Even though there appears to not be any kind of damage, I'm still glad I removed the subframe. It gave me the opportunity to clean everything and gave me piece of mind. I also believe it will be easier to re-install the trailing arms in the long run. It also makes it easier to replace all the other bushings on the differential mounts. And since the entire differential is out, I'm also going to replace the driveshaft bearing and the CV boots. The boots are not dried out, but they are a bit stiff and I do see some signs of cracking. Nothing is leaking yet so for the few bucks it costs for the boots I'm not going to skimp at this point in the game. Obviously this takes all kinds of special tools too. So my plan is to take it to the European transmission place in town. I'm sure they can do this in no time.

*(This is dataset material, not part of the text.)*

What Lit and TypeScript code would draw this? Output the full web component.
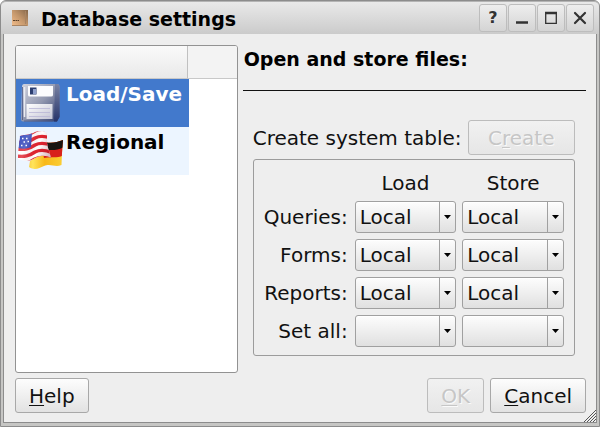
import { LitElement, html, css, svg, nothing } from "lit";
import { customElement, property, state } from "lit/decorators.js";
import { classMap } from "lit/directives/class-map.js";

const floppyIcon = html`
  <svg class="icon" viewBox="0 0 48 48" aria-hidden="true">
    <defs>
      <linearGradient id="body" x1="0" y1="0" x2="1" y2="1">
        <stop offset="0" stop-color="#d2d5e0" />
        <stop offset="0.5" stop-color="#9298b0" />
        <stop offset="1" stop-color="#2b396b" />
      </linearGradient>
      <linearGradient id="label" x1="0" y1="0" x2="1" y2="1">
        <stop offset="0" stop-color="#ffffff" />
        <stop offset="1" stop-color="#c3c4d4" />
      </linearGradient>
      <linearGradient id="side" x1="0" y1="0" x2="0" y2="1">
        <stop offset="0" stop-color="#7a83a4" />
        <stop offset="1" stop-color="#26346a" />
      </linearGradient>
    </defs>
    <path d="M8 5H41Q43.500 5 43.500 8V38L41 42.500H7Q5 42.500 5 40L6 7Q6.500 5 8 5Z" fill="url(#body)" />
    <path d="M39 5H41Q43.500 5 43.500 8V38L41 42.500H38Z" fill="url(#side)" />
    <path d="M6.500 8V41M8 42H37" stroke="#4b5884" stroke-width="0.800" fill="none" />
    <path d="M8.500 8V38" stroke="#e9ebf2" stroke-width="1.500" fill="none" />
    <path d="M12 7H37V16Q37 17.500 35 17.500H14Q12 17.500 12 16Z" fill="#fcfcfe" />
    <path d="M14 8.500H20.500V15.500H14Z" fill="#2c3e70" />
    <path d="M17 10H20V15H17Z" fill="#8fa0cc" />
    <path d="M10.500 25H36.500V40H10.500Z" fill="url(#label)" />
    <path d="M13 29.500H34M13 33.500H34M13 37.500H34" stroke="#b9b6d6" stroke-width="0.800" fill="none" />
  </svg>
`;

const flagsIcon = html`
  <svg class="icon" viewBox="0 0 48 48" aria-hidden="true">
    <defs>
      <linearGradient id="gold" x1="0" y1="0" x2="1" y2="0">
        <stop offset="0" stop-color="#e2900c" />
        <stop offset="0.35" stop-color="#ffe45a" />
        <stop offset="0.6" stop-color="#f8b818" />
        <stop offset="1" stop-color="#fbd038" />
      </linearGradient>
      <linearGradient id="shine" x1="0" y1="0" x2="1" y2="0.300">
        <stop offset="0" stop-color="#ffffff" stop-opacity="0" />
        <stop offset="0.350" stop-color="#ffffff" stop-opacity="0.200" />
        <stop offset="0.650" stop-color="#7a0010" stop-opacity="0" />
        <stop offset="1" stop-color="#7a0010" stop-opacity="0.300" />
      </linearGradient>
      <clipPath id="germany">
        <path d="M29 15C36 17 41 15 47 13L46 26L45.500 38C39 41 35 36 28 39C23 41 19 44 13 40L14 34L27 26Z" />
      </clipPath>
      <clipPath id="usa">
        <path d="M4 9C11 7 14 8 19 5C24 3 28 4 31 6L31 16C32 22 34 26 35 31C30 28 25 28 19 31C13 35 8 34 2 32C2 26 3 17 4 9Z" />
      </clipPath>
    </defs>
    <g clip-path="url(#germany)">
      <rect y="10" width="48" height="36" fill="url(#gold)" />
      <path d="M24 10H48V28C41 32 35 29 28 31Z" fill="#d8211b" />
      <path d="M26 10H48V20C42 24 36 23 28 23Z" fill="#171310" />
    </g>
    <g clip-path="url(#usa)">
      <rect width="40" height="38" fill="#ffffff" />
      ${[2, 9, 16, 23, 30].map(
        (y) => svg`<path d="M0 ${y + 6}C9 ${y + 7} 13 ${y + 6} 19 ${y + 2}C25 ${y - 1} 30 ${y} 37 ${y + 3}" stroke="#df2430" stroke-width="3.400" fill="none" />`,
      )}
      <path d="M4 8C9 8 12 8 16 6L15 20C11 22 7 22 2 21Z" fill="#2f43ba" />
      <path d="M6 11.500H7.500M10 11.500H11.500M7.500 15H9M11.500 14.500H13M5 18.500H6.500M9.500 18.500H11" stroke="#ffffff" stroke-width="1.500" fill="none" />
      <rect width="40" height="38" fill="url(#shine)" />
    </g>
  </svg>
`;

@customElement("local-select")
class LocalSelect extends LitElement {
  @property() label = "";
  @property() value = "";

  static styles = css`
    :host {
      display: grid;
    }
    select,
    svg {
      grid-area: 1 / 1;
    }
    select {
      appearance: none;
      width: 100%;
      height: 32px;
      margin: 0;
      padding: 0 20px 0 4px;
      border: 1px solid #a0a0a0;
      border-radius: 3px;
      background: linear-gradient(#fdfdfd, #e0e0e0);
      box-shadow: inset 0 1px #ffffff;
      font: 20px "DejaVu Sans", sans-serif;
      color: #111;
    }
    svg {
      justify-self: end;
      width: 17px;
      height: 32px;
      pointer-events: none;
    }
  `;

  render() {
    return html`
      <select aria-label=${this.label}>
        ${this.value ? nothing : html`<option selected></option>`}
        <option ?selected=${this.value === "Local"}>Local</option>
        <option>Server</option>
      </select>
      <svg viewBox="0 0 17 32" aria-hidden="true">
        <path d="M0.500 1V31" stroke="#a0a0a0" />
        <path d="M5 14H12L8.500 18Z" fill="#000" />
      </svg>
    `;
  }
}

@customElement("app-root")
class DatabaseSettings extends LitElement {
  @state() private page = 0;

  private pages = [
    { name: "Load/Save", icon: floppyIcon },
    { name: "Regional", icon: flagsIcon },
  ];

  private rows = [
    { name: "Queries", value: "Local" },
    { name: "Forms", value: "Local" },
    { name: "Reports", value: "Local" },
    { name: "Set all", value: "" },
  ];

  static styles = css`
    :host {
      display: block;
      font: 20px/24px "DejaVu Sans", sans-serif;
      color: #111;
    }
    * {
      box-sizing: border-box;
    }
    button {
      margin: 0;
      font: inherit;
      color: inherit;
    }
    .window {
      display: flex;
      flex-direction: column;
      min-height: 100vh;
      border: 1px solid #8c8c8c;
      border-radius: 6px 6px 0 0;
      background: #c6c6c4;
    }
    .titlebar {
      display: flex;
      align-items: center;
      height: 33px;
      padding: 0 5px 0 11px;
      border-top: 1px solid #b4b4b4;
      border-radius: 5px 5px 0 0;
      background: linear-gradient(#e9e9e9, #cbcbcb);
    }
    .app-icon {
      width: 16px;
      height: 16px;
    }
    .title {
      flex: 1;
      margin: 0 0 0 13px;
      padding-top: 2px;
      font-size: 19px;
      color: #000;
    }
    .controls {
      display: flex;
      gap: 1px;
    }
    .control {
      display: grid;
      place-items: center;
      width: 28px;
      height: 28px;
      padding: 0;
      border: 1px solid #bdbdbd;
      border-radius: 3px;
      background: linear-gradient(#eeeeee, #d4d4d4);
      font-size: 16px;
      font-weight: bold;
      color: #333;
    }
    .control svg {
      width: 16px;
      height: 16px;
      fill: none;
      stroke: #333;
    }
    .body {
      flex: 1;
      display: flex;
      flex-direction: column;
      gap: 5px;
      margin: 0 2px 3px;
      padding: 11px 10px 9px 11px;
      border: solid #8c8c8c;
      border-width: 0 1px 1px;
      background: #eeeeee;
      position: relative;
    }
    .main {
      flex: 1;
      display: flex;
      gap: 5px;
    }
    .pages {
      flex: 0 0 39%;
      border: 1px solid #929292;
      border-radius: 3px;
      background: #fff;
      overflow: hidden;
    }
    .pages-head {
      height: 33px;
      border-bottom: 1px solid #c8c8c8;
      background: #f3f3f3;
    }
    .column-head {
      width: 172px;
      height: 32px;
      border-right: 1px solid #c0c0c0;
      background: linear-gradient(#fafafa, #e9e9e9);
    }
    .page {
      display: flex;
      gap: 2px;
      width: 173px;
      height: 48px;
      padding: 0;
      border: 0;
      background: #ecf5ff;
      font-weight: bold;
      color: #000;
      white-space: nowrap;
    }
    .page-name {
      padding-top: 3px;
    }
    .page.current {
      background: #4279cc;
      color: #fff;
    }
    .icon {
      flex: none;
      width: 48px;
      height: 48px;
    }
    .panel {
      flex: 1;
      min-width: 0;
    }
    .heading {
      margin: 0;
      padding: 2px 0 18px 1px;
      border-bottom: 1px solid #111;
      font-size: 19px;
      line-height: 25px;
      color: #000;
    }
    .settings {
      padding: 29px 11px 0 10px;
    }
    .create {
      display: flex;
      align-items: center;
      margin-bottom: 4px;
      white-space: nowrap;
    }
    .push {
      height: 35px;
      padding: 0 13px;
      border: 1px solid #a8a8a8;
      border-radius: 3px;
      background: linear-gradient(#fdfdfd, #e2e2e2);
      white-space: nowrap;
    }
    .push:disabled {
      border-color: #bcbcbc;
      background: linear-gradient(#f1f1f1, #e6e6e6);
      color: #c6c6c6;
      text-shadow: 1px 1px #fafafa;
    }
    .create .push {
      flex: 1;
      margin-left: 6px;
      padding: 0;
    }
    .key {
      text-decoration: underline;
      text-decoration-thickness: 1px;
      text-underline-offset: 2px;
    }
    .group {
      display: grid;
      grid-template-columns: auto minmax(0, 1fr) minmax(0, 1fr);
      gap: 6px;
      align-items: center;
      margin: 0;
      padding: 11px 10px 8px;
      border: 1px solid #9c9c9c;
      border-radius: 3px;
    }
    .column {
      text-align: center;
    }
    .row-name {
      padding-right: 1px;
      text-align: right;
      white-space: nowrap;
    }
    .footer {
      display: flex;
      gap: 6px;
    }
    .spacer {
      flex: 1;
    }
    .grip {
      position: absolute;
      right: 0;
      bottom: 0;
      width: 12px;
      height: 12px;
    }
  `;

  render() {
    return html`
      <div class="window">
        <header class="titlebar">
          <svg class="app-icon" viewBox="0 0 16 16" aria-hidden="true">
            <defs>
              <linearGradient id="wood" x1="1" y1="0" x2="0" y2="1">
                <stop offset="0" stop-color="#846649" />
                <stop offset="0.500" stop-color="#c4976c" />
                <stop offset="1" stop-color="#f3bd8a" />
              </linearGradient>
            </defs>
            <rect width="16" height="16" fill="url(#wood)" />
            <path d="M13.500 1V14M0 15.500H15" stroke="#a88462" />
            <path d="M1 10.500H7" stroke="#5a4028" stroke-dasharray="2 0.500" />
          </svg>
          <h1 class="title">Database settings</h1>
          <div class="controls">
            <button class="control" aria-label="What's this">?</button>
            <button class="control" aria-label="Minimize">
              <svg viewBox="0 0 16 16"><path d="M2 12.500H14" stroke-width="2.500" /></svg>
            </button>
            <button class="control" aria-label="Maximize">
              <svg viewBox="0 0 16 16">
                <path d="M2.700 3V13.300H13.300V3" stroke-width="1.300" />
                <path d="M2 3H14" stroke-width="2.500" />
              </svg>
            </button>
            <button class="control" aria-label="Close">
              <svg viewBox="0 0 16 16"><path d="M3 3L13 13M13 3L3 13" stroke-width="2.200" stroke-linecap="round" /></svg>
            </button>
          </div>
        </header>

        <div class="body">
          <div class="main">
            <nav class="pages">
              <div class="pages-head"><div class="column-head"></div></div>
              ${this.pages.map(
                (page, i) => html`
                  <button
                    class=${classMap({ page: true, current: i === this.page })}
                    @click=${() => (this.page = i)}
                  >
                    ${page.icon}<span class="page-name">${page.name}</span>
                  </button>
                `,
              )}
            </nav>

            <section class="panel">
              <h2 class="heading">Open and store files:</h2>
              <div class="settings">
                <div class="create">
                  <label for="create">Create system table:</label>
                  <button id="create" class="push" disabled>C<span class="key">r</span>eate</button>
                </div>
                <div class="group" role="group">
                  <span></span>
                  <span class="column">Load</span>
                  <span class="column">Store</span>
                  ${this.rows.map(
                    (row) => html`
                      <span class="row-name">${row.name}:</span>
                      <local-select label="${row.name}: Load" value=${row.value}></local-select>
                      <local-select label="${row.name}: Store" value=${row.value}></local-select>
                    `,
                  )}
                </div>
              </div>
            </section>
          </div>

          <footer class="footer">
            <button class="push"><span class="key">H</span>elp</button>
            <span class="spacer"></span>
            <button class="push" disabled><span class="key">O</span>K</button>
            <button class="push"><span class="key">C</span>ancel</button>
          </footer>
          <svg class="grip" viewBox="0 0 12 12" aria-hidden="true">
            <path d="M0 12L12 0M3 12L12 3M6 12L12 6M9 12L12 9" stroke="#555" fill="none" />
          </svg>
        </div>
      </div>
    `;
  }
}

Tomorrow I'll get the hammer out and fix the flanges and paint the subframe. I have the driver's side trailing arm all ready and have completed the bearing replacement. I'll start on the passenger's side trailing arm and replace those bearings and races as well. Once these two trailing arms are done I'll attach them to the subframe and lift her up in place and complete all the brakes and everything else.

I want to thank everyone for their input. It helped me take the extra steps needed to confirm the problem. I think at this point I'm good to go, but I will of course still have Mercedes check eveything once it's ready for the alignment.